Le fait d’épuiser le stock fourrager pour l’hiver de manière précoce pousse les éleveurs à envoyer à l’abattoir les vaches qu’ils ne peuvent plus nourrir, c’est-à-dire « décapitaliser ».

« Quand vous avez 100 vaches et que vous ne pouvez en nourrir que 80, la meilleure des solutions est de tuer 20 vaches, car acheter de l’alimentation n’est pas rentable.
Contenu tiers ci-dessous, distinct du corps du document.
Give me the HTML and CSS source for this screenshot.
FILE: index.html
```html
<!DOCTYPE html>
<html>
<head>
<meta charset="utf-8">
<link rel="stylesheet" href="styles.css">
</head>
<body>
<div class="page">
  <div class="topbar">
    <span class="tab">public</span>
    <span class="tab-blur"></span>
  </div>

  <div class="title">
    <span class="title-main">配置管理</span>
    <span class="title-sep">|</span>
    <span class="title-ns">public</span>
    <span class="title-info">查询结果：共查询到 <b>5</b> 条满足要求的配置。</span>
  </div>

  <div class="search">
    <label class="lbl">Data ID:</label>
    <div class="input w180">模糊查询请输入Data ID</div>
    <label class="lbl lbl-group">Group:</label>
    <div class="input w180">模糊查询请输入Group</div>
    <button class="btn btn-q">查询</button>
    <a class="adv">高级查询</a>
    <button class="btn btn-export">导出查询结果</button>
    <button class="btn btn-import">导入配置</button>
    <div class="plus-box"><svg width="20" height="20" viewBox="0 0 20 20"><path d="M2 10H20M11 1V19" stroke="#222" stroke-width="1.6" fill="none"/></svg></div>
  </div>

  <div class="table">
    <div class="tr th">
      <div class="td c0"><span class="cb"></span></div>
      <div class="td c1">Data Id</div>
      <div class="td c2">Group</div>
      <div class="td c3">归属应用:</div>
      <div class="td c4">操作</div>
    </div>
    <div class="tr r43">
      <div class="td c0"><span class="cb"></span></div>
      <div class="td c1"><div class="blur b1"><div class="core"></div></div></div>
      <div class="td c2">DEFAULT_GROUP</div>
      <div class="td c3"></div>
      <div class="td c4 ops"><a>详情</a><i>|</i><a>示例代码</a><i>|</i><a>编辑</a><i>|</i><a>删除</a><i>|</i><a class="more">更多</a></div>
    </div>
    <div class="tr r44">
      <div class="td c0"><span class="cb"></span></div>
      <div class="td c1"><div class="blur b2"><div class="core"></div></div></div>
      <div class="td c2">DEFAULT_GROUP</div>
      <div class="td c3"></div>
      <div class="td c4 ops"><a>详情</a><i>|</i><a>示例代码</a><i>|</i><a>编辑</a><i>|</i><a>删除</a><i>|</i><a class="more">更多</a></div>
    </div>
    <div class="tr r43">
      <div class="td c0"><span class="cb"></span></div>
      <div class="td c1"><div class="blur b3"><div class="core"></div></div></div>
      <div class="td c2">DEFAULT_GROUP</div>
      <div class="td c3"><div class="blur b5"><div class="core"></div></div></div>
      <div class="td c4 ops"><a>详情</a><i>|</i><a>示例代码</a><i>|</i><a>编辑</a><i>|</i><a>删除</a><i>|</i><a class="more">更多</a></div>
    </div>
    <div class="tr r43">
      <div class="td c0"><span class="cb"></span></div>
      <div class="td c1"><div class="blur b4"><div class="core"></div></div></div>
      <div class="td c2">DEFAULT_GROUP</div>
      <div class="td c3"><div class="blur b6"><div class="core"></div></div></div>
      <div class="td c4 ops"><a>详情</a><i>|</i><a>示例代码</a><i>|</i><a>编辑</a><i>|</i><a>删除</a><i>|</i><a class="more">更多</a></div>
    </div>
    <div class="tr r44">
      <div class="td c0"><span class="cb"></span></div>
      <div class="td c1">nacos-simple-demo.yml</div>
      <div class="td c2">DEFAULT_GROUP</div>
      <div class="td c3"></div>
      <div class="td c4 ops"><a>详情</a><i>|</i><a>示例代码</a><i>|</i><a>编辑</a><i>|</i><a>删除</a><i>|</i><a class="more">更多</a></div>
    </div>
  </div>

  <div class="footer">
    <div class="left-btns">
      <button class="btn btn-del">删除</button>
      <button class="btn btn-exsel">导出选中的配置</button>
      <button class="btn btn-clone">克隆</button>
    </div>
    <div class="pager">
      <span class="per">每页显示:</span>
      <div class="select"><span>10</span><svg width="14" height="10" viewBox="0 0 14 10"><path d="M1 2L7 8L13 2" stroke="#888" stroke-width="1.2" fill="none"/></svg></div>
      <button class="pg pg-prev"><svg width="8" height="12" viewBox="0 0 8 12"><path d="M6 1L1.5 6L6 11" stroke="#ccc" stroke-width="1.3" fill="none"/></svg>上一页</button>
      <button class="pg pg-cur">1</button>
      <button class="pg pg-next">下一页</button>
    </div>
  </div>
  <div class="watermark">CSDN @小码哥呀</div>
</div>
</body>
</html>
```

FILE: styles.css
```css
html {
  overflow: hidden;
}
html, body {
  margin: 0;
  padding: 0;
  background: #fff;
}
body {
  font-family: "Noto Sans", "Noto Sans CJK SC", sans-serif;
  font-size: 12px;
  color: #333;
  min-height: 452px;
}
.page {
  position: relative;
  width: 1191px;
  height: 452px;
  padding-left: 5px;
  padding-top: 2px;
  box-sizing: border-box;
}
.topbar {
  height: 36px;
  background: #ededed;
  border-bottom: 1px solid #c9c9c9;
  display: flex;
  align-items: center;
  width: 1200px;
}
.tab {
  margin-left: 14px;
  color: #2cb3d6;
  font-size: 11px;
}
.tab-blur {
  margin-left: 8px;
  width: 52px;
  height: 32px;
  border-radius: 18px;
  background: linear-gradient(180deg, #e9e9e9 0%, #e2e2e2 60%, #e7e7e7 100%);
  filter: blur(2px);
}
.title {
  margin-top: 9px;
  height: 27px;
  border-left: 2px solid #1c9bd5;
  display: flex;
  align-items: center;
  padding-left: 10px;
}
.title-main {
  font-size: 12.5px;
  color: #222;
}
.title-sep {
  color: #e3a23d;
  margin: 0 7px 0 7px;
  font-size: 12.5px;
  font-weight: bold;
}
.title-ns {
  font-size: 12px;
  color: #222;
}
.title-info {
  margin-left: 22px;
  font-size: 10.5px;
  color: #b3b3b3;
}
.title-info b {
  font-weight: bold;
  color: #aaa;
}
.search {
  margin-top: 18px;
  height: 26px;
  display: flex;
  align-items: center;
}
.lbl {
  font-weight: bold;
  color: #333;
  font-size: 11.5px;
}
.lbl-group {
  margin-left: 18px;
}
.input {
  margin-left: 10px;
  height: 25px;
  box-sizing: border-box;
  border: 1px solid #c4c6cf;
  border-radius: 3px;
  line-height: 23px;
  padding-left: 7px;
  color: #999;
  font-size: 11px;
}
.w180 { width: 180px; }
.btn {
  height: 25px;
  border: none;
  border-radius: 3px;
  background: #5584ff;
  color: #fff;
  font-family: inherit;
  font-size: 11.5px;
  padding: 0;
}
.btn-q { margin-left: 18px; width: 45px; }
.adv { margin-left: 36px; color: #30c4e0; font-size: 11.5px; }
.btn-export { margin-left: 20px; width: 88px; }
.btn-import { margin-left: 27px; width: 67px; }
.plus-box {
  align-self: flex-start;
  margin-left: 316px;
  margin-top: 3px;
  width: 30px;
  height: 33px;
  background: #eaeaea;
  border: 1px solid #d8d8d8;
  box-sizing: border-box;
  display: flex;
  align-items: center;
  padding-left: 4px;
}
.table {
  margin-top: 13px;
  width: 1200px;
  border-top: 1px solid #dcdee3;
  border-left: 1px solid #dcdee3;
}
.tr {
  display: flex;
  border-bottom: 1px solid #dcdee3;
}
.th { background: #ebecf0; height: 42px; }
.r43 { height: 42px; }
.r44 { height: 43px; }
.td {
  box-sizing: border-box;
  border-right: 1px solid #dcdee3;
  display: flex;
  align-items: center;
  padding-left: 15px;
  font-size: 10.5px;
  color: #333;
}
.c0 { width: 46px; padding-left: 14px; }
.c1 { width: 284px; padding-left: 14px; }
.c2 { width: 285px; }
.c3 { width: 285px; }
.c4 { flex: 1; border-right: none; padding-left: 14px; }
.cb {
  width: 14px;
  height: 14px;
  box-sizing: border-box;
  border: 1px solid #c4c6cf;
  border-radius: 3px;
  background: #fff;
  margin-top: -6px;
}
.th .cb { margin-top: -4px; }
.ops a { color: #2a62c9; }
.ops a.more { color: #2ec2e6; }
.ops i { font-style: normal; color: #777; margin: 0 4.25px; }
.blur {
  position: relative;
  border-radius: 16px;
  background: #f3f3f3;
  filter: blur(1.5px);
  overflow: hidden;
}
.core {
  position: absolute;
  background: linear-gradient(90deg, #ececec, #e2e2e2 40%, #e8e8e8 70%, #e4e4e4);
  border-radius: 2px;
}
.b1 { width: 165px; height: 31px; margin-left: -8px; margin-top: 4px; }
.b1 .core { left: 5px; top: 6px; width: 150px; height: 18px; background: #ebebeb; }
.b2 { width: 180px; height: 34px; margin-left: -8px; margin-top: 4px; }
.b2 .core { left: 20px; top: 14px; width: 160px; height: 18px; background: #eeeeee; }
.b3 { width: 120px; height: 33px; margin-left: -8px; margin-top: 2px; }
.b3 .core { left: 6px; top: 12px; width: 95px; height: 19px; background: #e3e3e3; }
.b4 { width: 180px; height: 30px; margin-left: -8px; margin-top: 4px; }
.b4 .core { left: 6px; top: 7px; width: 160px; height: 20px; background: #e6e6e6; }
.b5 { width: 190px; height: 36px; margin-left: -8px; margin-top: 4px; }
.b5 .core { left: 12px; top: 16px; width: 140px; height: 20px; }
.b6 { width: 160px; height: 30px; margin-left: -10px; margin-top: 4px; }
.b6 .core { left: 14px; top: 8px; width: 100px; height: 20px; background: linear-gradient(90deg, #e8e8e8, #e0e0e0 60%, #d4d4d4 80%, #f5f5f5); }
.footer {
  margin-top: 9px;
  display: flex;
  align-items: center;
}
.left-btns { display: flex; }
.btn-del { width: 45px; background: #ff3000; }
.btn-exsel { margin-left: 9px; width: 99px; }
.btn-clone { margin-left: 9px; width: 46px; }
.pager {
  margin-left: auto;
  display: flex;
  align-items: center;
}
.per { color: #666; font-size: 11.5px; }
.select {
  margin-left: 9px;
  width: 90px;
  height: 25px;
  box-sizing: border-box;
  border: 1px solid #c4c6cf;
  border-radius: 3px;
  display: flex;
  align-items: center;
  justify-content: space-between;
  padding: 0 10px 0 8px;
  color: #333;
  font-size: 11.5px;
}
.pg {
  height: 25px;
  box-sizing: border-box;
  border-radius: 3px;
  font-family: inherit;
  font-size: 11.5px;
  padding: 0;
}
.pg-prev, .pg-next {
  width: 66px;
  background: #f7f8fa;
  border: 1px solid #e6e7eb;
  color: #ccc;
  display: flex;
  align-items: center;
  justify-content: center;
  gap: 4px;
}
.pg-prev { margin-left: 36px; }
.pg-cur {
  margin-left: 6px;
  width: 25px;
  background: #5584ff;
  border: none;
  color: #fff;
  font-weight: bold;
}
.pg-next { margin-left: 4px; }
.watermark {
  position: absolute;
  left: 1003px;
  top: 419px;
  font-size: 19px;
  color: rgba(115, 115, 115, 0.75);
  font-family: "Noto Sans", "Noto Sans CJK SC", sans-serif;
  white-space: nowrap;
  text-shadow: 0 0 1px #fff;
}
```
Mais décapitaliser, ça appauvrit nos troupeaux et on est pénalisé l’année d’après », explique Bernard Lannes, président de la Coordination rurale.

Impacts économiques

Le bilan des pertes pour l’agriculture en général et l’élevage en particulier n’est pas encore connu, mais la présidente de la FNSEA, Christiane Lambert, avance le chiffre provisoire de 80 millions d’euros.

Avec 86 départements en restriction d’eau, dont 30 en situation de crise, « évidemment qu’il y a des impacts économiques », dit-elle.

« Un assuré sur deux nous a fait une déclaration de sécheresse ou de canicule », confirme Delphine Létendart, directrice du marché agricole chez Groupama, qui assure 56% des surfaces agricoles en France.

Au cours de l’été, le gouvernement a annoncé plusieurs mesures pour soulager les éleveurs: exonération de la taxe foncière sur les propriétés non bâties et report de cotisations de la mutuelle agricole (MSA).

Il a aussi obtenu auprès de l’Union européenne des avances de paiement sur les aides de la Politique agricole commune et la possibilité de faucher les jachères subventionnées, normalement destinées à aider la biodiversité.

Mais ces mesures restent insuffisantes selon les syndicats agricoles.

« Le ministre a obtenu le fauchage des jachères en août, mais pour les vaches ça ne peut même pas servir de paillage. C’est trop tard! », déplore M. Lannes.

« La demande d’une augmentation de l’avance sur les aides PAC de 50% à 70% est certes une bonne chose, mais il ne s’agit que d’une avance de trésorerie (…) pas une enveloppe supplémentaire. Or, les agriculteurs attendent des mesures fortes », ajoute Mme Lambert.

Mesures durables

Pour le ministre de l’Agriculture Didier Guillaume, « ces événements se reproduiront vraisemblablement », aussi il faut « des réponses conjoncturelles de court terme », mais aussi « prendre des mesures durables ».

Le dispositif français des calamités agricoles sera activé dès le bilan de la sécheresse 2019 connu. Une première réunion est prévue le 15 octobre, selon la FNSEA.

« Aujourd’hui on peut dire que le régime des calamités agricoles a vécu. Plus de 200 millions euros ce n’est pas rien, mais avec le dérèglement climatique, ça ne suffira pas car ça n’est pas extensible », a indiqué M. Guillaume lors d’un discours au Space. Pour lui une des solutions est donc « l’assurance généralisée » sur laquelle travaille actuellement le ministère.

Le gouvernement a aussi fait en sorte d’accélérer la mise en place d’une « soixantaine » de retenues d’eau collinaires sur le territoire entre 2019 et 2022 pour mieux gérer l’irrigation des terres agricoles.

« Tout ça peut vouloir dire qu’il va falloir des changements complets de production, mais alors il faut que le système bancaire agricole s’adapte pour qu’on puisse investir si on veut continuer à produire des produits alimentaires et à manger demain », souligne M. Thomas.